A arrecadação dos impostos, obtida com o suor de todos, mas com o sangue dos pobres, vai para a máquina pública, também dominada pelos mesmos interesses estranhos. Nos orçamentos federais, sempre é reservada uma fatia maior que 50% do total, para pagamento de Juros e Amortização da Dívida. Adivinhem para quem vai o dinheiro!

A Assistência Social recebe algo em torno de 4%, mesmo percentual para a saúde. Para a Educação, toca 2,5%, mas dela estão fora os custos das escolas militares, que correm pelas rubricas dos gastos com Defesa.

Esse círculo, na verdade, é o giro de uma mó, que pressiona embaixo e folga em cima.

É impressionante como, a troco de uma felicidade alienada, os brasileiros convivem diariamente com tantas injustiças e até as defendem, mesmo sendo vítimas totais ou parciais dessas violações da dignidade humana.

O cenário atual dessa servidão continua com atores semelhantes aos viventes da casa grande, feitores, capitães do mato, políticos, comerciantes e religiosos apoiadores, tudo modernizado, de terno e em versão tecnológica.

A reversão desse estado de coisas é quase impossível. Não conseguimos nos safar dessa armadilha, assim, de uma hora para outra.

Todavia, há reações que trazem esperanças, lembrando os quilombos e a iniciativas isoladas para a compra e alforria dos cativos. Poucas, mas houve.

São várias as propostas de reforma do sistema de tributação no País, embora nenhuma demonstre ser solução plausível, completa e satisfatória.

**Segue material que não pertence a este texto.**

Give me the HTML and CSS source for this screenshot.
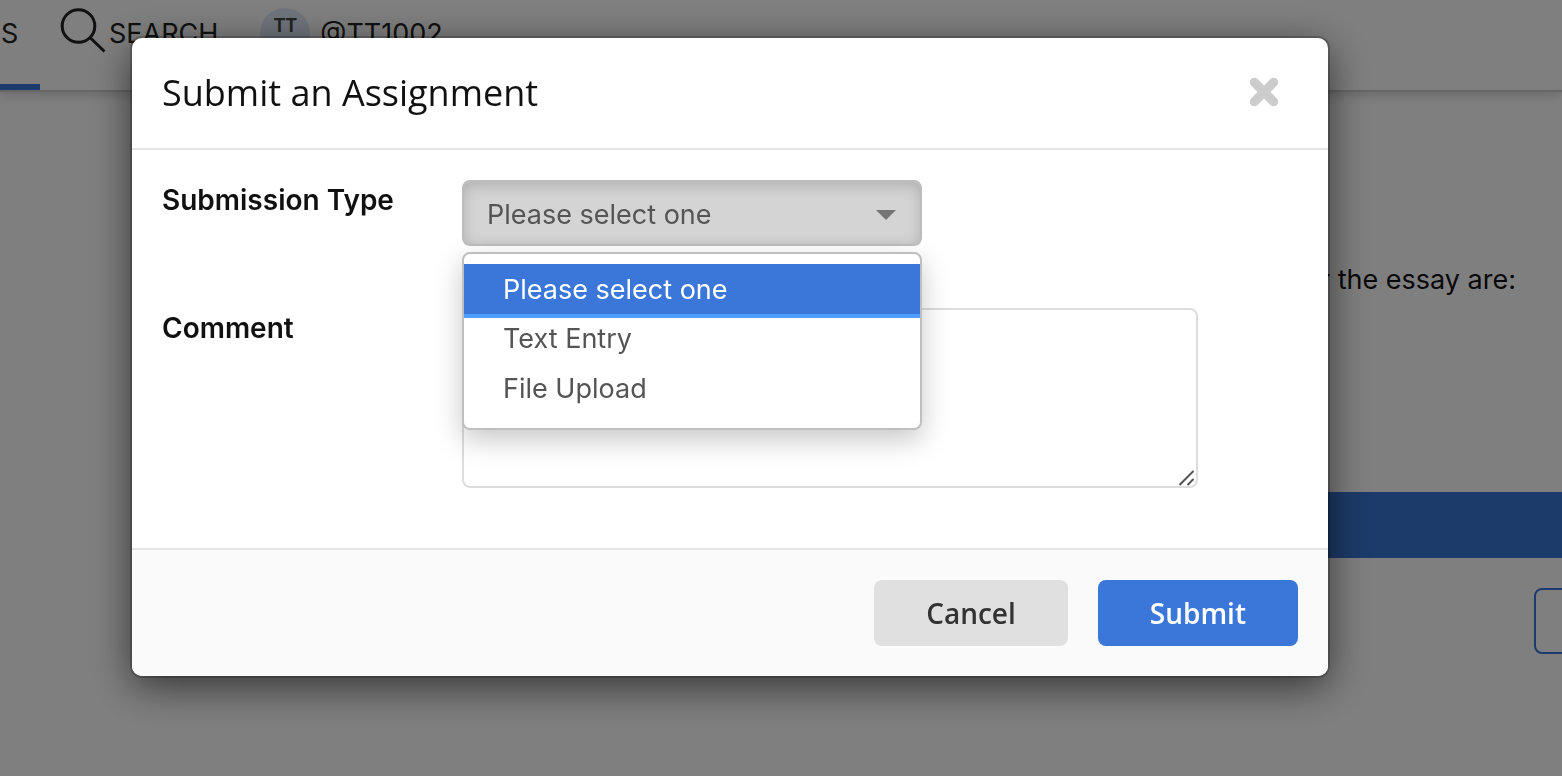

Mas temos também o Programa de Garantia de Renda Mínima, projeto do ex-Senador Eduardo Suplicy, tornado na Lei 10.835/04, mas sem uma implementação efetiva, que deveria melhorar significativamente a renda dos mais carentes. Embora a ideia inicial da renda básica como direito social não seja sua, foi ele quem empunhou essa bandeira com mais determinação.

E isso é esperançoso! Um dia, o ideal poderá acontecer de fato, deixando o universo social brasileiro menos perverso e mais harmônico.

Nesta época, por certo, o ex-Senador será considerado um dos mais proeminentes abolicionistas da História do Brasil. É a minha aposta!